• _WHAT TO PRODUCE_: Identify every line containing the word "React" and reproduce each one.

--- DATA SECTION ---

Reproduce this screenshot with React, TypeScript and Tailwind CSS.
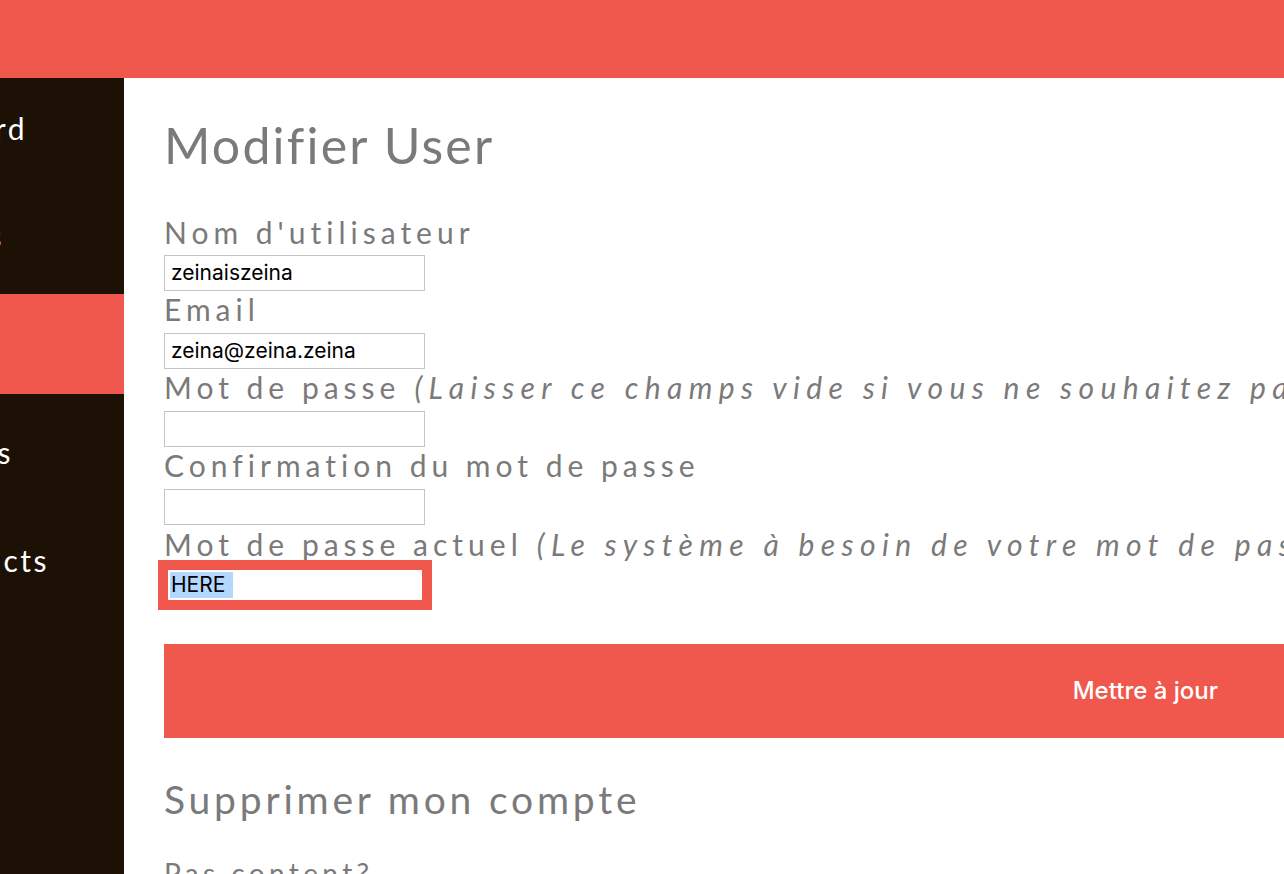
import React from "react";

const labelFont = { fontFamily: "Lato, 'Open Sans', sans-serif" };

function Field({
  label,
  hint,
  value,
}: {
  label: string;
  hint?: string;
  value?: string;
}) {
  return (
    <div className="flex flex-col">
      <div className="h-[42px] flex items-end pb-[9px] whitespace-nowrap text-[30px] leading-none tracking-[5px] text-[#7a7a7a]">
        <span>{label}</span>
        {hint && <span className="italic ml-[14px] tracking-[6.4px]">{hint}</span>}
      </div>
      <Input value={value} />
    </div>
  );
}

function Input({ value }: { value?: string }) {
  return (
    <div className="w-[261px] h-[36px] border border-[#c4c4c4] bg-white flex items-center pl-[6px] text-[21px] text-black font-['Inter',sans-serif]">
      {value}
    </div>
  );
}

function NavItem({ label, end, active }: { label: string; end: string; active?: boolean }) {
  return (
    <div className={`h-[100px] flex items-center ${active ? "bg-[#f1584d]" : ""}`}>
      <div className={`flex justify-end ${end}`}>
        <span className="shrink-0 tracking-[2.5px]">{label}</span>
      </div>
    </div>
  );
}

export default function App() {
  return (
    <div
      className="w-[1284px] h-[874px] overflow-hidden flex flex-col bg-white"
      style={labelFont}
    >
      <div className="h-[78px] shrink-0 bg-[#f1584d]" />
      <div className="flex flex-1 min-h-0">
        <aside className="w-[124px] shrink-0 bg-[#1d1005] flex flex-col gap-[8px] overflow-hidden text-white text-[30px] leading-none whitespace-nowrap">
          <NavItem label="Dashboard" end="w-[27px]" />
          <NavItem label="Users" end="w-[4px]" />
          <NavItem label="Profil" end="w-[0px]" active />
          <NavItem label="Articles" end="w-[13px]" />
          <NavItem label="Contacts" end="w-[49px]" />
        </aside>
        <main className="flex-1 min-w-0 pl-[40px] pt-[37px]">
          <h1 className="text-[50px] leading-none tracking-[2.2px] text-[#7a7a7a] h-[60px] flex items-center">
            Modifier User
          </h1>
          <div className="mt-[40px] flex flex-col">
            <div className="h-[40px] flex items-end pb-[8px] text-[30px] leading-none tracking-[5px] text-[#7a7a7a] whitespace-nowrap">
              Nom d'utilisateur
            </div>
            <Input value="zeinaiszeina" />
            <Field label="Email" value="zeina@zeina.zeina" />
            <Field
              label="Mot de passe"
              hint="(Laisser ce champs vide si vous ne souhaitez pas le changer)"
            />
            <Field label="Confirmation du mot de passe" />
            <div className="h-[35px] flex items-end pb-[1px] whitespace-nowrap text-[30px] leading-none tracking-[5px] text-[#7a7a7a]">
              <span>Mot de passe actuel</span>
              <span className="italic ml-[14px] tracking-[6.4px]">
                (Le système à besoin de votre mot de passe pour confirmer)
              </span>
            </div>
            <div className="ml-[-6px] w-[274px] h-[50px] bg-[#f1584d] p-[10px]">
              <div className="h-full bg-white flex items-center pl-[2px] text-[21px] text-black font-['Inter',sans-serif]">
                <span className="bg-[#b4d7fe] h-[26px] flex items-center pr-[8px] pl-[1px]">
                  HERE
                </span>
              </div>
            </div>
          </div>
          <div className="mt-[34px] w-[1120px] h-[94px] bg-[#f1584d] flex items-center justify-end pr-[66px] text-white text-[24px] font-medium font-['Inter',sans-serif]">
            Mettre à jour
          </div>
          <h2 className="mt-[42px] text-[39px] leading-none tracking-[3.8px] text-[#7a7a7a]">
            Supprimer mon compte
          </h2>
          <p className="mt-[40px] text-[28px] leading-none tracking-[4.4px] text-[#7a7a7a]">
            Pas content?
          </p>
        </main>
      </div>
    </div>
  );
}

---

• _RESULT OF THE TASK_:
Reproduce this screenshot with React, TypeScript and Tailwind CSS.
import React from "react";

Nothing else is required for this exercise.